The learning curve wasn’t so much steep as it was broad. It was like having played baseball on a traditional field all my life and realizing that the field of all cultures is played with four pitchers and twelve outfields, in a 360 degree circle. That said, once you know the rules of the game, and can read the third base coach’s signs, sheer bliss is always nearby.
My black family and potato salad
If a friend of African descent invites you to a picnic, or a family gathering, and you want to have a little fun, remark about how the homemade potato salad tastes almost as good as the stuff you bought at the supermarket. I should have prefaced this suggestion by recommending that you dress like a baseball catcher, with a chest protector, shin guards, face mask and a protective cup, because stuff will go sideways quickly.
Heads explode. Old women will throw whatever is close at hand — a ketchup bottle, soda cans, whole baked chickens. An eighty-six year old woman once grabbed a hot dog off a red-hot grill and whipped it at me. Grown men will shush you, trying to protect you from their relatives. You’d think you’d just mashed a sweet potato pie in their grandmother’s face.
Good times. Pun intended.
My black family and The Beastie Boys
A second suggestion, if you aren’t up to demands of a potato salad shit-storm, is to offer a lesson in the history of Hip Hop. In particular, stand firm on the observation that The Beastie Boys were the first true rap act. This observation doesn’t involve anyone’s mother or grandmother, so the reaction is different. Someone might actually throw a paper-plateful of potato salad residue at you, but they’ll probably just tell you you’re an idiot and walk away.
It’s fun, but make sure the group loves you and trusts you first. Besides, I’m an idiot.
Sponsors and the Twelve Steps
Alcoholics Anonymous recommends the use of a sponsor as a newcomer is introduced to the Twelve Steps. A sponsor acts like a guide through rough mountain terrain, offering directions, guidance, support and, where necessary, criticism. That said, there’s no perfect sponsor and their opinions vary widely. Some are hard core and unyielding. Others are analytical. Others are touchy-feely. It’s the hard core sponsors that are problematic and, that, most often, provide the best rationalization for a newcomer to start drinking again.
Power corrupts. Heads explode. Fingers fly. Potato salad all over again.
The night a Buddhist monk called me to disagree
I started drawing Dharma Wheels in 2013. Within twelve months, I had created over 600. Yes, 600. What some people think is compulsive, I think is focused. What others think is manic, I think of as energetic, knowing all the while that they are correct.
Some of the wheels were even good.
In 2013, I committed to posting one Dharma Wheel on Facebook each day in the coming year. Wanting people to know, I reached out to people across the globe via email to let them know about the project — monks, yoga instructors, practitioners, media people, etc.

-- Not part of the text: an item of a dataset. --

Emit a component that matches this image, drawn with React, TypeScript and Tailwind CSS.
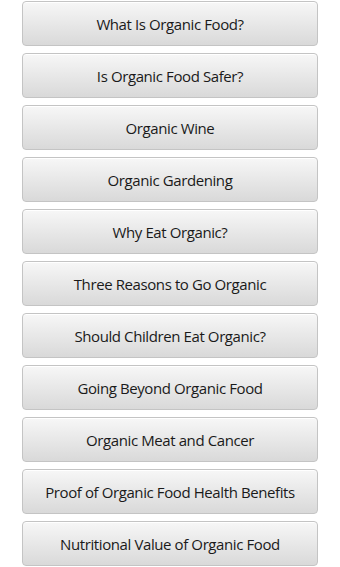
import React from "react";

const items = [
  "What Is Organic Food?",
  "Is Organic Food Safer?",
  "Organic Wine",
  "Organic Gardening",
  "Why Eat Organic?",
  "Three Reasons to Go Organic",
  "Should Children Eat Organic?",
  "Going Beyond Organic Food",
  "Organic Meat and Cancer",
  "Proof of Organic Food Health Benefits",
  "Nutritional Value of Organic Food",
];

export default function App() {
  return (
    <div className="w-[340px] h-[567px] overflow-hidden bg-white pt-px" style={{ fontFamily: '"Open Sans", "Noto Sans", sans-serif' }}>
      <div className="flex flex-col gap-[7px] pl-[22px] pr-[22px]">
        {items.map((t) => (
          <div
            key={t}
            className="h-[45px] w-[296px] shrink-0 rounded-[4px] border border-[#c4c4c4] bg-gradient-to-b from-[#f7f7f7] to-[#d9d9d9] flex items-center justify-center pt-px text-[15px] tracking-[-0.4px] text-[#1a1a1a] shadow-[inset_0_1px_0_#ffffff]"
          >
            {t}
          </div>
        ))}
      </div>
    </div>
  );
}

One night, my phone rang and a monk in Detroit called to tell me that the Dharma Wheels were drawn incorrectly — that they should have twelve spokes, not eight. Now, while I may not listen to priests, I definitely listen to Buddhist monks. That said, throughout life, after I listen, I often respond. This case was no exception. Ask my sponsor.
I remarked about my research of the correlation between The Eightfold Path and the eight spokes of the Dharma Wheel. The monk wouldn’t accept my posit, as if I was questioning his potato salad recipe. Having made no progress, and after having listened respectfully, we politely hung up when he was finished.
Fully believing he knew more than me, I was confused.
I’m a simple dude
On January 1, 2014, with thirteen years of sobriety, I began to post my artwork daily and it was met with incredible approval, including from Buddhists of all backgrounds — and the approval was gratifying. Detroit’s finest never left my mind, not because I felt vindicated but because I felt true respect. He was the person who took the time to call and teach, and the lesson was hard. He’d gotten his metaphysical crowbar underneath my manhole cover because, for whatever reason, he cared, and because he would not compromise his viewpoint.
Over the course of writing my Zen Spot essays, their mission, motivation and inspiration have evolved. In particular, the process has introduced me to my own soul dirt. In comparison to what I read in other Buddhist blogs or what I witness when around other practitioners, my lack of commitment to a pure path can appear to border on filthy defiance. I’m not clean, small, quiet, flowery or calm. I get angry. Compassion comes hard. I loathe dogma.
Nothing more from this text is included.